Por falar no protagonista masculino, acredito que poucos dramas românticos sejam estrelados por um ator tão difícil de cair na simpatia do grande público quanto Barry Brown, o que se por um lado reforça a aura de tristeza que a obra carrega, por outro lado foi também decisivo para o repudio da maior parte das platéias para com Daisy Miller. O seu Winterbourne é sorumbático, melancólico, sem carisma e beleza. Triste mesmo quando sorri, não cativa e nem seduz, em perfeito acordo com a essência de seu personagem (Brown se suicidaria anos depois).

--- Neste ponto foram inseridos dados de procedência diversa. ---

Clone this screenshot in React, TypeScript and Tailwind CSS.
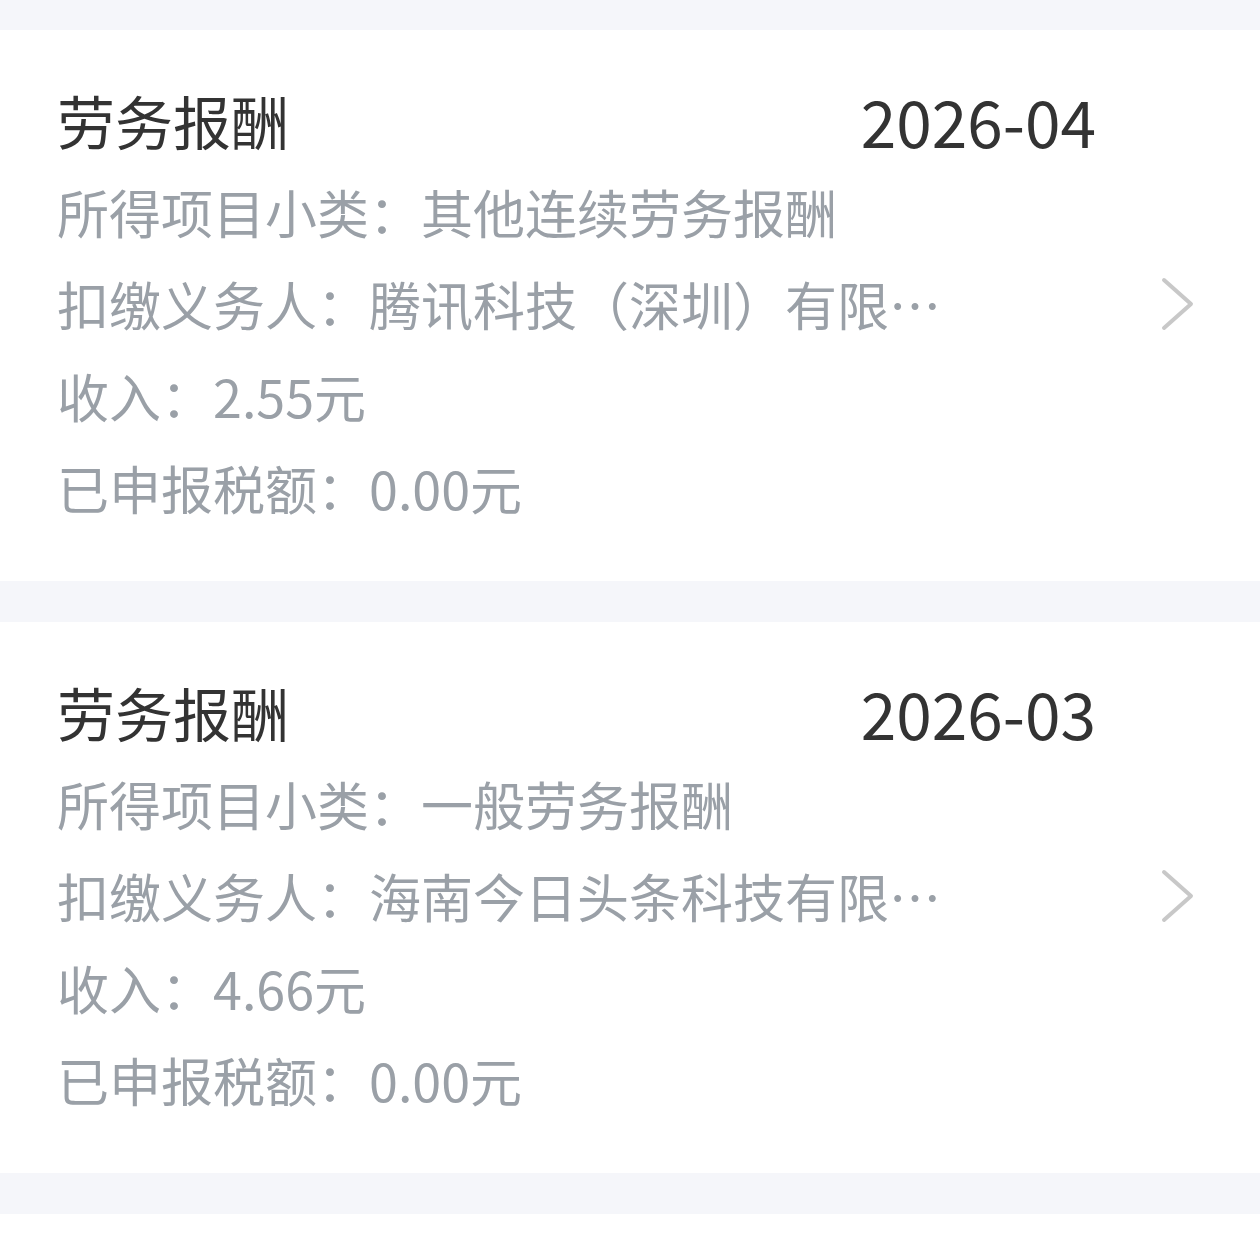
import React from "react";

type Record = {
  title: string;
  month: string;
  subtype: string;
  payer: string;
  income: string;
  tax: string;
};

const records: Record[] = [
  {
    title: "劳务报酬",
    month: "2026-04",
    subtype: "其他连续劳务报酬",
    payer: "腾讯科技（深圳）有限公司",
    income: "2.55元",
    tax: "0.00元",
  },
  {
    title: "劳务报酬",
    month: "2026-03",
    subtype: "一般劳务报酬",
    payer: "海南今日头条科技有限公司",
    income: "4.66元",
    tax: "0.00元",
  },
];

function Chevron() {
  return (
    <svg width="36" height="56" viewBox="0 0 36 56" fill="none" className="shrink-0">
      <polyline
        points="4,4 31,28 4,52"
        stroke="#c8c8c8"
        strokeWidth="4"
        strokeLinecap="round"
        strokeLinejoin="round"
      />
    </svg>
  );
}

function RecordCard({ r }: { r: Record }) {
  return (
    <div className="bg-white pl-[57px] pr-[64px] pt-[44px] pb-[47px] flex items-center">
      <div className="flex-1 min-w-0">
        <div className="flex items-center justify-between w-[1039px] h-[92px]">
          <span className="text-[58px] leading-[92px] text-[#333333]">{r.title}</span>
          <span className="text-[64px] leading-[92px] text-[#333333]">{r.month}</span>
        </div>
        <div className="text-[52px] leading-[92px] text-[#9aa0a7]">
          <p>所得项目小类：{r.subtype}</p>
          <p className="w-[900px] truncate">扣缴义务人：{r.payer}</p>
          <p>收入：{r.income}</p>
          <p>已申报税额：{r.tax}</p>
        </div>
      </div>
      <Chevron />
    </div>
  );
}

export default function App() {
  return (
    <div
      className="w-[1260px] min-h-[1234px] bg-white"
      style={{ fontFamily: '"Noto Sans CJK SC", "Noto Sans", sans-serif' }}
    >
      <div className="h-[30px] bg-[#f5f6fa]" />
      {records.map((r, i) => (
        <React.Fragment key={i}>
          <RecordCard r={r} />
          <div className="h-[41px] bg-[#f5f6fa]" />
        </React.Fragment>
      ))}
    </div>
  );
}
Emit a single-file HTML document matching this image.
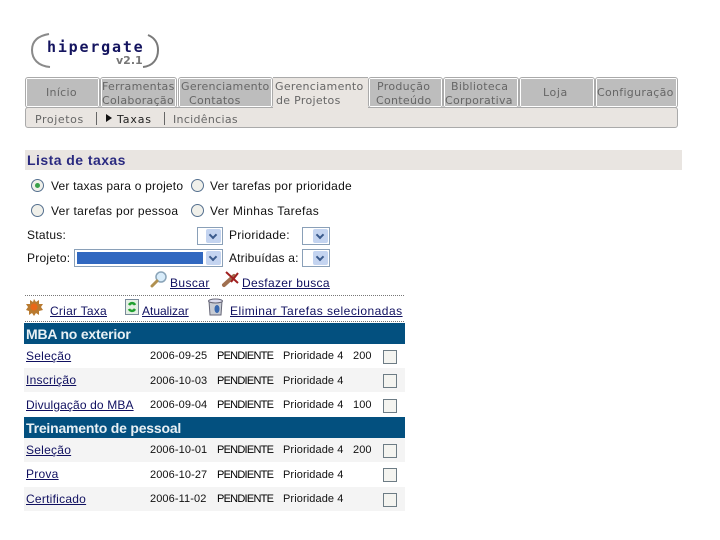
<!DOCTYPE html>
<html><head><meta charset="utf-8"><style>
html,body{margin:0;padding:0;background:#fff}
body{width:720px;height:540px;position:relative;overflow:hidden;font-family:"Liberation Sans",sans-serif;font-size:12px;color:#111}
.a,.t,.v,a{position:absolute;white-space:nowrap}
.b{position:absolute}
.t{letter-spacing:.25px;line-height:14px}
a{color:#101060;text-decoration:underline;letter-spacing:.25px;line-height:14px}
.v{font-family:"DejaVu Sans",sans-serif;font-size:11px;color:#666;line-height:13px;letter-spacing:.3px}
.tab{position:absolute;top:77px;height:31px;box-sizing:border-box;border:1px solid #aaa;border-radius:3px;background:#fff;padding:1px}
.tab i{display:block;height:27px;background:#bdbdbd}
.r{position:absolute;width:13px;height:13px;box-sizing:border-box;border:1px solid #55708f;border-radius:50%;background:#f0f0ea}
.r b{position:absolute;left:3px;top:3px;width:5px;height:5px;border-radius:50%;background:#3aa04a}
.s{position:absolute;box-sizing:border-box;border:1px solid #8aa0b8;background:#fff;height:18px}
.s i{position:absolute;right:1px;top:1px;width:15px;height:14px;background:#c4d4f0;border-radius:2px}
.s i:after{content:"";position:absolute;left:4px;top:3px;width:4px;height:4px;border-right:2px solid #3a5a8c;border-bottom:2px solid #3a5a8c;transform:rotate(45deg)}
.c{position:absolute;left:383px;width:14px;height:14px;box-sizing:border-box;border:1px solid #6d7c85;background:#f4f4f0}
.d{font-size:11px;letter-spacing:.1px}
.p{letter-spacing:-.75px;color:#000}
.h{position:absolute;white-space:nowrap;left:26px;font:bold 14px 'Liberation Sans',sans-serif;color:#e8f0f4;line-height:16px;letter-spacing:-.2px}
</style></head><body>
<svg class="a" style="left:28px;top:30px" width="135" height="40"><path d="M21 4C9 6 4 12 4 20c0 9 6 16 18 17" fill="none" stroke="#8a8a8a" stroke-width="2"/><path d="M120 5c7 3 10 8 10 15 0 9-5 16-15 17" fill="none" stroke="#7a7a7a" stroke-width="2"/></svg>
<div class="a" style="left:47px;top:39px;font:bold 15px 'DejaVu Sans Mono','Liberation Mono',monospace;color:#14145f;letter-spacing:1.8px;line-height:16px">hipergate</div>
<div class="a" style="left:116px;top:54px;font:bold 11px 'DejaVu Sans',sans-serif;color:#777;line-height:13px">v2.1</div>

<div class="b" style="left:25px;top:107px;width:653px;height:21px;box-sizing:border-box;background:#e9e5e1;border:1px solid #aaa;border-radius:3px"></div>
<div class="b" style="left:273px;top:77px;width:95px;height:32px;background:#e9e5e1;border-top:1px solid #aaa;box-sizing:border-box"></div>
<div class="tab" style="left:25px;width:75px"><i></i></div>
<div class="tab" style="left:100px;width:77px"><i></i></div>
<div class="tab" style="left:178px;width:95px"><i></i></div>
<div class="tab" style="left:368px;width:75px"><i></i></div>
<div class="tab" style="left:443px;width:76px"><i></i></div>
<div class="tab" style="left:519px;width:76px"><i></i></div>
<div class="tab" style="left:595px;width:83px"><i></i></div>

<div class="v" style="left:46px;top:86px">Início</div>
<div class="v" style="left:102px;top:80px">Ferramentas</div><div class="v" style="left:102px;top:94px">Colaboração</div>
<div class="v" style="left:181px;top:80px">Gerenciamento</div><div class="v" style="left:189px;top:94px">Contatos</div>
<div class="v" style="left:275px;top:80px">Gerenciamento</div><div class="v" style="left:276px;top:94px">de Projetos</div>
<div class="v" style="left:377px;top:80px">Produção</div><div class="v" style="left:376px;top:94px">Conteúdo</div>
<div class="v" style="left:451px;top:80px">Biblioteca</div><div class="v" style="left:445px;top:94px">Corporativa</div>
<div class="v" style="left:543px;top:86px;letter-spacing:.6px">Loja</div>
<div class="v" style="left:597px;top:86px">Configuração</div>

<div class="v" style="left:35px;top:113px;letter-spacing:.6px">Projetos</div>
<div class="b" style="left:96px;top:112px;width:1px;height:13px;background:#666"></div>
<div class="b" style="left:106px;top:114px;width:0;height:0;border-left:6px solid #111;border-top:4px solid transparent;border-bottom:4px solid transparent"></div>
<div class="v" style="left:117px;top:113px;color:#222;letter-spacing:.85px">Taxas</div>
<div class="b" style="left:164px;top:112px;width:1px;height:13px;background:#666"></div>
<div class="v" style="left:173px;top:113px">Incidências</div>

<div class="b" style="left:25px;top:150px;width:657px;height:20px;background:#e9e5e1"></div>
<div class="a" style="left:27px;top:152px;font:bold 14px 'Liberation Sans',sans-serif;color:#2a2a80;line-height:16px;letter-spacing:.45px">Lista de taxas</div>

<div class="r" style="left:31px;top:179px"><b></b></div>
<div class="t" style="left:51px;top:179px;letter-spacing:.2px">Ver taxas para o projeto</div>
<div class="r" style="left:191px;top:179px"></div>
<div class="t" style="left:210px;top:179px">Ver tarefas por prioridade</div>
<div class="r" style="left:31px;top:204px"></div>
<div class="t" style="left:51px;top:204px;letter-spacing:.3px">Ver tarefas por pessoa</div>
<div class="r" style="left:191px;top:204px"></div>
<div class="t" style="left:210px;top:204px;letter-spacing:.37px">Ver Minhas Tarefas</div>

<div class="t" style="left:27px;top:228px">Status:</div>
<div class="s" style="left:197px;top:227px;width:26px"><i></i></div>
<div class="t" style="left:229px;top:228px">Prioridade:</div>
<div class="s" style="left:302px;top:227px;width:28px"><i></i></div>
<div class="t" style="left:27px;top:251px">Projeto:</div>
<div class="s" style="left:74px;top:249px;width:149px"><b class="b" style="left:2px;top:2px;width:126px;height:12px;background:#3168c0"></b><i></i></div>
<div class="t" style="left:229px;top:251px;letter-spacing:.17px">Atribuídas a:</div>
<div class="s" style="left:302px;top:249px;width:28px"><i></i></div>

<svg class="a" style="left:150px;top:270px" width="20" height="20"><circle cx="11" cy="7" r="5" fill="#d8ecfa" stroke="#8aa4b8" stroke-width="1.5"/><path d="M7 11 2 16" stroke="#b09050" stroke-width="3" stroke-linecap="round"/></svg>
<a style="left:170px;top:276px;letter-spacing:.4px">Buscar</a>
<svg class="a" style="left:221px;top:270px" width="20" height="20"><path d="M3 15 13 6" stroke="#a07050" stroke-width="4" stroke-linecap="round"/><path d="M5 2l12 11M17 3 10 12" stroke="#a02020" stroke-width="2"/></svg>
<a style="left:242px;top:276px;letter-spacing:.32px">Desfazer busca</a>

<div class="b" style="left:25px;top:295px;width:379px;border-top:1px dotted #777"></div>
<svg class="a" style="left:26px;top:299px" width="18" height="18"><path d="M8 0l2 3 3-2 0 4 4 0-2 3 2 3-4 1 0 4-3-2-2 3-2-3-3 2 0-4-3-1 2-3-2-3 4 0 0-4 3 2z" fill="#b87a30"/><circle cx="8" cy="8" r="3.5" fill="#e86818"/></svg>
<a style="left:50px;top:304px">Criar Taxa</a>
<svg class="a" style="left:125px;top:299px" width="15" height="17"><rect x=".5" y=".5" width="13" height="15" fill="#e4f0e4" stroke="#7a8a9a"/><path d="M4 6c2-3 5-2 6 0M10 10c-2 3-5 2-6 0" fill="none" stroke="#20a030" stroke-width="2.5"/></svg>
<a style="left:142px;top:304px;letter-spacing:0">Atualizar</a>
<svg class="a" style="left:207px;top:298px" width="17" height="18"><path d="M2 3h13l-1 14H3z" fill="#c8ccd4" stroke="#667"/><ellipse cx="8.5" cy="3" rx="7" ry="2" fill="#dde" stroke="#667"/><ellipse cx="10" cy="11" rx="2.5" ry="4" fill="#3868b0"/></svg>
<a style="left:230px;top:304px;letter-spacing:.46px">Eliminar Tarefas selecionadas</a>
<div class="b" style="left:25px;top:321px;width:379px;border-top:1px dotted #777"></div>

<div class="b" style="left:24px;top:323px;width:381px;height:21px;background:#03507f"></div>
<div class="h" style="top:326px">MBA no exterior</div>
<div class="b" style="left:24px;top:368px;width:381px;height:24px;background:#f4f4f4"></div>
<a style="left:26px;top:349px">Seleção</a><div class="t d" style="left:150px;top:349px">2006-09-25</div><div class="t d p" style="left:217px;top:349px">PENDIENTE</div><div class="t d" style="left:283px;top:349px">Prioridade 4</div><div class="t d" style="left:353px;top:349px">200</div><div class="c" style="top:350px"></div>
<a style="left:26px;top:373px">Inscrição</a><div class="t d" style="left:150px;top:374px">2006-10-03</div><div class="t d p" style="left:217px;top:374px">PENDIENTE</div><div class="t d" style="left:283px;top:374px">Prioridade 4</div><div class="c" style="top:374px"></div>
<a style="left:26px;top:398px;letter-spacing:.13px">Divulgação do MBA</a><div class="t d" style="left:150px;top:398px">2006-09-04</div><div class="t d p" style="left:217px;top:398px">PENDIENTE</div><div class="t d" style="left:283px;top:398px">Prioridade 4</div><div class="t d" style="left:353px;top:398px">100</div><div class="c" style="top:399px"></div>

<div class="b" style="left:24px;top:417px;width:381px;height:21px;background:#03507f"></div>
<div class="h" style="top:420px">Treinamento de pessoal</div>
<div class="b" style="left:24px;top:438px;width:381px;height:24px;background:#f4f4f4"></div>
<div class="b" style="left:24px;top:487px;width:381px;height:24px;background:#f4f4f4"></div>
<a style="left:26px;top:443px">Seleção</a><div class="t d" style="left:150px;top:443px">2006-10-01</div><div class="t d p" style="left:217px;top:443px">PENDIENTE</div><div class="t d" style="left:283px;top:443px">Prioridade 4</div><div class="t d" style="left:353px;top:443px">200</div><div class="c" style="top:444px"></div>
<a style="left:26px;top:467px">Prova</a><div class="t d" style="left:150px;top:468px">2006-10-27</div><div class="t d p" style="left:217px;top:468px">PENDIENTE</div><div class="t d" style="left:283px;top:468px">Prioridade 4</div><div class="c" style="top:468px"></div>
<a style="left:26px;top:492px">Certificado</a><div class="t d" style="left:150px;top:492px">2006-11-02</div><div class="t d p" style="left:217px;top:492px">PENDIENTE</div><div class="t d" style="left:283px;top:492px">Prioridade 4</div><div class="c" style="top:493px"></div>
</body></html>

Um casal tão improvável quanto Barry Brown e Cybill Shepperd só poderia estar numa história de um amor que não se concretiza, da tragédia de um homem que não consegue entender os jogos, o comportamento livre, provocante e independente de uma mulher, e que por isso, sem querer abriu mão do que poderia ser o grande amor da sua vida. Winterbourne é sóbrio demais para um apaixonado, e essa é sua ruína. A reviravolta perto do final é desconcertante, porque demasiado abrupta, e isso também incomoda o espectador, por vivenciar o mesmo sentimento frustrante pelo qual o personagem passa.

Daisy Milleré uma obra deslocada na filmografia americana dos anos setenta, diria que um objeto quase alienígena dentro daquele período. Delicado e pungente, traz algumas das mais belas tomadas de toda a carreira de Bogdanovich (é tão visualmente requintado que por vezes faz pensar em Barry Lyndon, para ficarmos em outro filme da época). É um dos pontos altos do diretor.